Sea-going container ships have, for the most part, increased their efficiency by a combination of improved power management and by increasing the size of the vessels. An attempt by Rolls-Royce to create crew-less container ships piloted remotely by land-based “captains” is a potential example of the later type of performance improvement.
The value of the international shipping industry is significant — $375 billion — and it carries at some point 90% of international trade.
As the article below shows, new ideas often encounter real and perceived barriers. Existing interests are often threatened or feel threatened, raising both legitimate and tenuous arguments against the new concept. Although there are many hurdles, it was not that long ago that the idea of a computer driving a car was also seen as too far beyond the capability of computers, that driving required human skills and cognitive capabilities. Given that distracted driving is now among the highest, if not the highest cause of traffic accidents, the day of computer-assisted and computer-controlled driving may occur sooner than anyone would have predicted even 5 years ago.
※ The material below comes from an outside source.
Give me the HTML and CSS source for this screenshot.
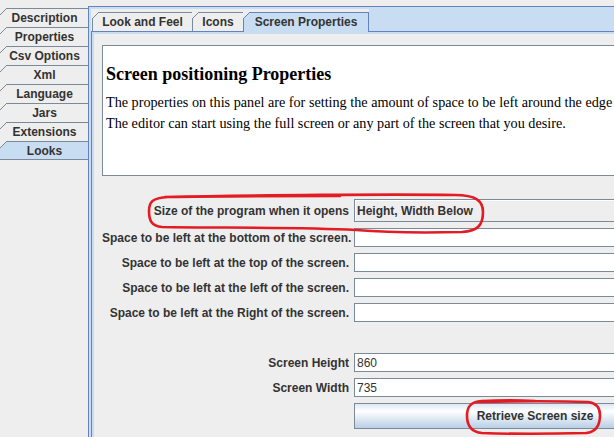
FILE: index.html
```html
<!DOCTYPE html>
<html>
<head>
<meta charset="utf-8">
<title>Screen Properties</title>
<link rel="stylesheet" href="styles.css">
</head>
<body>
<div class="window">
  <div class="side">
    <div class="stab">Description</div>
    <div class="stab">Properties</div>
    <div class="stab">Csv Options</div>
    <div class="stab">Xml</div>
    <div class="stab">Language</div>
    <div class="stab">Jars</div>
    <div class="stab">Extensions</div>
    <div class="stab sel">Looks</div>
  </div>
  <div class="outer">
    <div class="inner">
      <div class="tabrow">
        <div class="ttab w-lf">Look and Feel</div>
        <div class="ttab w-ic">Icons</div>
        <div class="ttab w-sp sel">Screen Properties</div>
        <div class="tabfill"></div>
      </div>
      <div class="content">
        <div class="pane">
          <div class="html">
            <h3>Screen positioning Properties</h3>
            <p>The properties on this panel are for setting the amount of space to be left around the edge<br>The editor can start using the full screen or any part of the screen that you desire.</p>
          </div>
          <div class="form">
            <div class="row first">
              <div class="lbl">Size of the program when it opens</div>
              <div class="fld combo">Height, Width Below</div>
            </div>
            <div class="row">
              <div class="lbl">Space to be left at the bottom of the screen.</div>
              <div class="fld"></div>
            </div>
            <div class="row">
              <div class="lbl">Space to be left at the top of the screen.</div>
              <div class="fld"></div>
            </div>
            <div class="row">
              <div class="lbl">Space to be left at the left of the screen.</div>
              <div class="fld"></div>
            </div>
            <div class="row">
              <div class="lbl">Space to be left at the Right of the screen.</div>
              <div class="fld"></div>
            </div>
            <div class="row gap">
              <div class="lbl">Screen Height</div>
              <div class="fld">860</div>
            </div>
            <div class="row">
              <div class="lbl">Screen Width</div>
              <div class="fld">735</div>
            </div>
            <div class="row">
              <div class="lbl"></div>
              <div class="btn">Retrieve Screen size</div>
            </div>
          </div>
        </div>
      </div>
    </div>
  </div>
</div>
<svg class="marks" width="614" height="437" viewBox="0 0 614 437">
  <path d="M 165 197 C 250 195, 400 194, 455 195 C 476 195, 483 201, 483 212 C 483 225, 478 231, 462 232 C 420 233, 380 232, 356 230 C 300 227, 220 228, 162 227 C 151 226, 149 220, 149 211 C 149 202, 152 198, 168 197 C 220 196, 300 196, 340 196" />
  <path d="M 478 402 C 520 401, 560 401, 588 402 C 597 403, 600 408, 600 415 C 600 426, 596 432, 586 433 C 550 434, 510 434, 482 433 C 471 432, 467 426, 467 416 C 467 407, 470 402, 482 401 C 500 400, 520 400, 535 401" />
</svg>
</body>
</html>
```

FILE: styles.css
```css
html, body {
  margin: 0;
  padding: 0;
}

body {
  background: #eeeeee;
  overflow: hidden;
  width: 614px;
  height: 437px;
  position: relative;
  font-family: "Liberation Sans", Arial, sans-serif;
  font-size: 12px;
  font-weight: bold;
  color: #333333;
}

.window {
  display: flex;
  width: 760px;
  height: 437px;
}

/* ---------- left (vertical) tabs ---------- */
.side {
  width: 88px;
  flex: none;
  padding-top: 8px;
}

.stab {
  position: relative;
  height: 19px;
  box-sizing: border-box;
  border-top: 1px solid #7a8a99;
  display: flex;
  align-items: center;
  justify-content: center;
  padding-left: 1px;
}

.stab::before {
  content: "";
  position: absolute;
  left: 0;
  top: -1px;
  width: 7px;
  height: 7px;
  background: linear-gradient(to bottom right,
    #eeeeee 0, #eeeeee calc(50% - 0.6px),
    #7a8a99 calc(50% - 0.6px), #7a8a99 calc(50% + 0.6px),
    transparent calc(50% + 0.6px));
}

.stab.sel {
  background: #c8ddf2;
  border-bottom: 1px solid #7a8a99;
}

/* ---------- outer content ---------- */
.outer {
  flex: 1;
  margin-top: 6px;
  border-top: 1px solid #6382bf;
  border-left: 1px solid #6382bf;
  background: #c8ddf2;
  padding: 2px 0 0 2px;
  display: flex;
}

.inner {
  flex: 1;
  display: flex;
  flex-direction: column;
}

/* ---------- top tabs ---------- */
.tabrow {
  height: 22px;
  flex: none;
  display: flex;
  align-items: flex-end;
  background: #eeeeee;
  padding-left: 1px;
}

.ttab {
  position: relative;
  height: 19px;
  box-sizing: border-box;
  border-top: 1px solid #7a8a99;
  border-left: 1px solid #7a8a99;
  background: #eeeeee;
  display: flex;
  align-items: center;
  justify-content: center;
  flex: none;
}

.ttab::before {
  content: "";
  position: absolute;
  left: -1px;
  top: -1px;
  width: 7px;
  height: 7px;
  background: linear-gradient(to bottom right,
    #eeeeee 0, #eeeeee calc(50% - 0.6px),
    #7a8a99 calc(50% - 0.6px), #7a8a99 calc(50% + 0.6px),
    transparent calc(50% + 0.6px));
}

.w-lf { width: 100px; }
.w-ic { width: 51px; }
.w-sp { width: 126px; }

.ttab.sel {
  background: #c8ddf2;
  border-color: #6382bf;
  border-right: 1px solid #6382bf;
  height: 20px;
  margin-bottom: -1px;
  z-index: 1;
  padding-bottom: 1px;
}

.ttab.sel::before {
  background: linear-gradient(to bottom right,
    #eeeeee 0, #eeeeee calc(50% - 0.6px),
    #6382bf calc(50% - 0.6px), #6382bf calc(50% + 0.6px),
    transparent calc(50% + 0.6px));
}

.tabfill {
  flex: 1;
  align-self: stretch;
  background: #c8ddf2;
}

/* ---------- inner content ---------- */
.content {
  flex: 1;
  border-top: 1px solid #6382bf;
  border-left: 1px solid #6382bf;
  background: #c8ddf2;
  padding: 2px 0 0 2px;
  display: flex;
}

.pane {
  flex: 1;
  background: #eeeeee;
  padding: 11px 0 0 8px;
}

.html {
  width: 640px;
  height: 131px;
  box-sizing: border-box;
  border: 1px solid #7a8a99;
  background: #ffffff;
  padding-left: 3px;
  font-family: "Liberation Serif", "Times New Roman", serif;
  font-weight: normal;
  color: #000000;
}

.html h3 {
  margin: 17px 0 0;
  font-size: 18px;
  line-height: 22px;
  font-weight: bold;
}

.html p {
  margin: 7px 0 0;
  font-size: 14.2px;
  line-height: 21px;
  white-space: nowrap;
}

/* ---------- form ---------- */
.form {
  display: flex;
  flex-direction: column;
}

.row {
  display: flex;
  align-items: center;
  gap: 5px;
  margin-top: 6px;
}

.row.first { margin-top: 23px; }
.row.gap { margin-top: 31px; }

.lbl {
  width: 247px;
  flex: none;
  text-align: right;
  white-space: nowrap;
}

.fld {
  width: 362px;
  height: 19px;
  flex: none;
  box-sizing: border-box;
  border: 1px solid #7a8a99;
  background: #ffffff;
  font-weight: normal;
  padding-left: 2px;
  display: flex;
  align-items: center;
}

.fld.combo {
  height: 23px;
  background: #eeeeee;
  font-weight: bold;
  box-shadow: inset 1px 1px 0 #ffffff;
}

.btn {
  width: 362px;
  height: 26px;
  flex: none;
  box-sizing: border-box;
  border: 1px solid #7a8a99;
  background: linear-gradient(#dde8f3 0%, #ffffff 30%, #b8cfe5 100%);
  display: flex;
  align-items: center;
  justify-content: center;
}

/* ---------- red annotation marks ---------- */
.marks {
  position: absolute;
  left: 0;
  top: 0;
  pointer-events: none;
}

.marks path {
  fill: none;
  stroke: #e31b23;
  stroke-width: 2.6;
  stroke-linecap: round;
}
```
While the idea of automated ships was first considered decades ago, Rolls-Royce started developing designs last year. Marine accounts for 16 percent of the company’s revenue, data compiled by Bloomberg show. Descended from the luxury car brand now operated by Bayerische Motoren Werke AG, Rolls-Royce also makes plane engines and turbines.
The company’s schematics show vessels loaded with containers from front to back, without the bridge structure where the crew lives. By replacing the bridge — along with the other systems that support the crew, such as electricity, air conditioning, water and sewage — with more cargo, ships can cut costs and boost revenue, Levander said. The ships would be 5 percent lighter before loading cargo and would burn 12 percent to 15 percent less fuel, he said.
Crew costs of $3,299 a day account for about 44 percent of total operating expenses for a large container ship, according to Moore Stephens LLP, an industry accountant and consultant.
The potential savings don’t justify the investments that would be needed to make unmanned ships safe, said Tor Svensen, chief executive officer of maritime for DNV GL, the largest company certifying vessels for safety standards. “I don’t think personally that there’s a huge cost-benefit in unmanned ships today, but technologically it’s possible,” Svensen said Feb. 4 at a conference in New York. “My prediction is that it’s not coming in the foreseeable future.”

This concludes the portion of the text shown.